DIRECTIVE: Leave out the pictures and transcribe everything else exactly.
**** INFORMATION SHOWN
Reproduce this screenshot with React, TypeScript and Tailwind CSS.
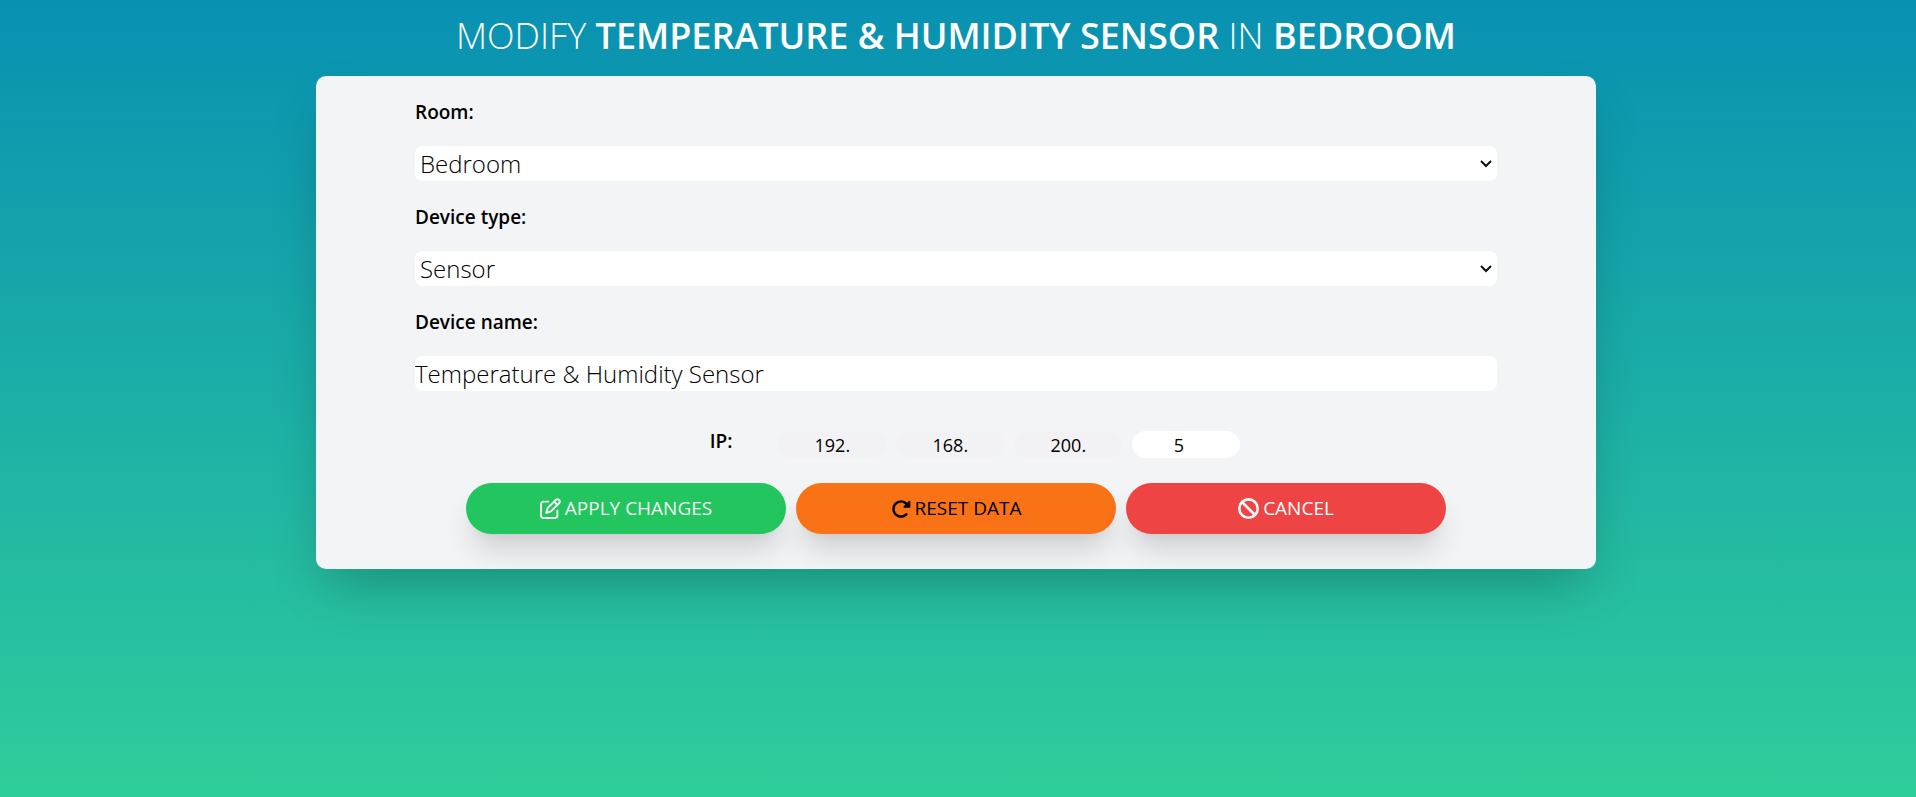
import { useState } from "react";
import type { ReactNode } from "react";
import { FaBan, FaRegPenToSquare, FaRotateRight } from "react-icons/fa6";

const rooms = ["Bedroom", "Kitchen", "Living room"];
const deviceTypes = ["Sensor", "Light", "Switch"];
const network = ["192.", "168.", "200."];

function Field({ id, label, children }: { id: string; label: string; children: ReactNode }) {
  return (
    <div className="flex flex-col gap-[18px]">
      <label htmlFor={id} className="text-[19px] leading-8 font-semibold">
        {label}
      </label>
      {children}
    </div>
  );
}

function Select({ id, options }: { id: string; options: string[] }) {
  return (
    <div className="relative">
      <select
        id={id}
        className="block h-[35px] w-full appearance-none rounded-lg bg-white pt-px pr-8 pl-[5px] text-2xl leading-[34px] font-light outline-none"
      >
        {options.map((option) => (
          <option key={option}>{option}</option>
        ))}
      </select>
      <svg
        viewBox="0 0 12 8"
        className="pointer-events-none absolute top-[14px] right-[5px] h-2 w-3"
        fill="none"
        stroke="#101010"
        strokeWidth="2"
        aria-hidden="true"
      >
        <path d="M1 1l5 5 5-5" />
      </svg>
    </div>
  );
}

function ActionButton({ className, children }: { className: string; children: ReactNode }) {
  return (
    <button
      type="button"
      className={`flex h-[51px] w-80 items-center justify-center gap-1 rounded-full text-[19px] shadow-[0_20px_30px_-5px_rgb(0_0_0/0.15),0_8px_10px_-6px_rgb(0_0_0/0.06)] ${className}`}
    >
      {children}
    </button>
  );
}

export default function App() {
  const [name, setName] = useState("Temperature & Humidity Sensor");
  const [host, setHost] = useState("5");

  return (
    <main className="flex min-h-screen flex-col items-center bg-linear-to-b/srgb from-[#0891b2] to-[#34d399] to-110% pr-5 pl-4 font-['Open_Sans',sans-serif] text-black">
      <h1 className="pt-[6px] pb-[10px] text-center text-4xl leading-[60px] font-light text-white uppercase">
        Modify <b className="font-semibold">Temperature &amp; Humidity Sensor</b> in <b className="font-semibold">Bedroom</b>
      </h1>
      <form className="w-full max-w-7xl rounded-[10px] bg-gray-100 pt-5 pb-[35px] shadow-2xl">
        <div className="mx-auto flex w-11/12 max-w-[1082px] flex-col gap-5">
          <Field id="room" label="Room:">
            <Select id="room" options={rooms} />
          </Field>
          <Field id="type" label="Device type:">
            <Select id="type" options={deviceTypes} />
          </Field>
          <Field id="name" label="Device name:">
            <input
              id="name"
              value={name}
              onChange={(e) => setName(e.target.value)}
              className="h-[35px] w-full rounded-lg bg-white text-2xl font-light outline-none"
            />
          </Field>
        </div>
        <div className="mt-10 flex items-start justify-center gap-[10px] pl-[38px]">
          <label htmlFor="host" className="mr-9 text-[19px] leading-5 font-semibold">
            IP:
          </label>
          {network.map((part) => (
            <input
              key={part}
              value={part}
              aria-label={`Network part ${part}`}
              disabled
              className="h-[27px] w-[108px] rounded-full bg-[#f2f2f4] pt-px text-center text-lg leading-6"
            />
          ))}
          <input
            id="host"
            type="number"
            value={host}
            onChange={(e) => setHost(e.target.value)}
            className="h-[27px] w-[108px] rounded-full bg-white pt-px text-center text-lg leading-6 outline-none"
          />
        </div>
        <div className="mt-[25px] flex flex-wrap justify-center gap-[10px]">
          <ActionButton className="bg-[#22c55e] text-gray-100">
            <FaRegPenToSquare className="size-[21px]" />
            APPLY CHANGES
          </ActionButton>
          <ActionButton className="bg-[#f97316] text-black">
            <FaRotateRight className="size-5" />
            RESET DATA
          </ActionButton>
          <ActionButton className="bg-[#ef4444] text-white">
            <FaBan className="size-[21px]" />
            CANCEL
          </ActionButton>
        </div>
      </form>
    </main>
  );
}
********
RESPONSE TO THE EXERCISE:
Reproduce this screenshot with React, TypeScript and Tailwind CSS.
import { useState } from "react";
import type { ReactNode } from "react";
import { FaBan, FaRegPenToSquare, FaRotateRight } from "react-icons/fa6";

const rooms = ["Bedroom", "Kitchen", "Living room"];
const deviceTypes = ["Sensor", "Light", "Switch"];
const network = ["192.", "168.", "200."];

function Field({ id, label, children }: { id: string; label: string; children: ReactNode }) {
  return (
    <div className="flex flex-col gap-[18px]">
      <label htmlFor={id} className="text-[19px] leading-8 font-semibold">
        {label}
      </label>
      {children}
    </div>
  );
}

function Select({ id, options }: { id: string; options: string[] }) {
  return (
    <div className="relative">
      <select
        id={id}
        className="block h-[35px] w-full appearance-none rounded-lg bg-white pt-px pr-8 pl-[5px] text-2xl leading-[34px] font-light outline-none"
      >
        {options.map((option) => (
          <option key={option}>{option}</option>
        ))}
      </select>
      <svg
        viewBox="0 0 12 8"
        className="pointer-events-none absolute top-[14px] right-[5px] h-2 w-3"
        fill="none"
        stroke="#101010"
        strokeWidth="2"
        aria-hidden="true"
      >
        <path d="M1 1l5 5 5-5" />
      </svg>
    </div>
  );
}

function ActionButton({ className, children }: { className: string; children: ReactNode }) {
  return (
    <button
      type="button"
      className={`flex h-[51px] w-80 items-center justify-center gap-1 rounded-full text-[19px] shadow-[0_20px_30px_-5px_rgb(0_0_0/0.15),0_8px_10px_-6px_rgb(0_0_0/0.06)] ${className}`}
    >
      {children}
    </button>
  );
}

export default function App() {
  const [name, setName] = useState("Temperature & Humidity Sensor");
  const [host, setHost] = useState("5");

  return (
    <main className="flex min-h-screen flex-col items-center bg-linear-to-b/srgb from-[#0891b2] to-[#34d399] to-110% pr-5 pl-4 font-['Open_Sans',sans-serif] text-black">
      <h1 className="pt-[6px] pb-[10px] text-center text-4xl leading-[60px] font-light text-white uppercase">
        Modify <b className="font-semibold">Temperature &amp; Humidity Sensor</b> in <b className="font-semibold">Bedroom</b>
      </h1>
      <form className="w-full max-w-7xl rounded-[10px] bg-gray-100 pt-5 pb-[35px] shadow-2xl">
        <div className="mx-auto flex w-11/12 max-w-[1082px] flex-col gap-5">
          <Field id="room" label="Room:">
            <Select id="room" options={rooms} />
          </Field>
          <Field id="type" label="Device type:">
            <Select id="type" options={deviceTypes} />
          </Field>
          <Field id="name" label="Device name:">
            <input
              id="name"
              value={name}
              onChange={(e) => setName(e.target.value)}
              className="h-[35px] w-full rounded-lg bg-white text-2xl font-light outline-none"
            />
          </Field>
        </div>
        <div className="mt-10 flex items-start justify-center gap-[10px] pl-[38px]">
          <label htmlFor="host" className="mr-9 text-[19px] leading-5 font-semibold">
            IP:
          </label>
          {network.map((part) => (
            <input
              key={part}
              value={part}
              aria-label={`Network part ${part}`}
              disabled
              className="h-[27px] w-[108px] rounded-full bg-[#f2f2f4] pt-px text-center text-lg leading-6"
            />
          ))}
          <input
            id="host"
            type="number"
            value={host}
            onChange={(e) => setHost(e.target.value)}
            className="h-[27px] w-[108px] rounded-full bg-white pt-px text-center text-lg leading-6 outline-none"
          />
        </div>
        <div className="mt-[25px] flex flex-wrap justify-center gap-[10px]">
          <ActionButton className="bg-[#22c55e] text-gray-100">
            <FaRegPenToSquare className="size-[21px]" />
            APPLY CHANGES
          </ActionButton>
          <ActionButton className="bg-[#f97316] text-black">
            <FaRotateRight className="size-5" />
            RESET DATA
          </ActionButton>
          <ActionButton className="bg-[#ef4444] text-white">
            <FaBan className="size-[21px]" />
            CANCEL
          </ActionButton>
        </div>
      </form>
    </main>
  );
}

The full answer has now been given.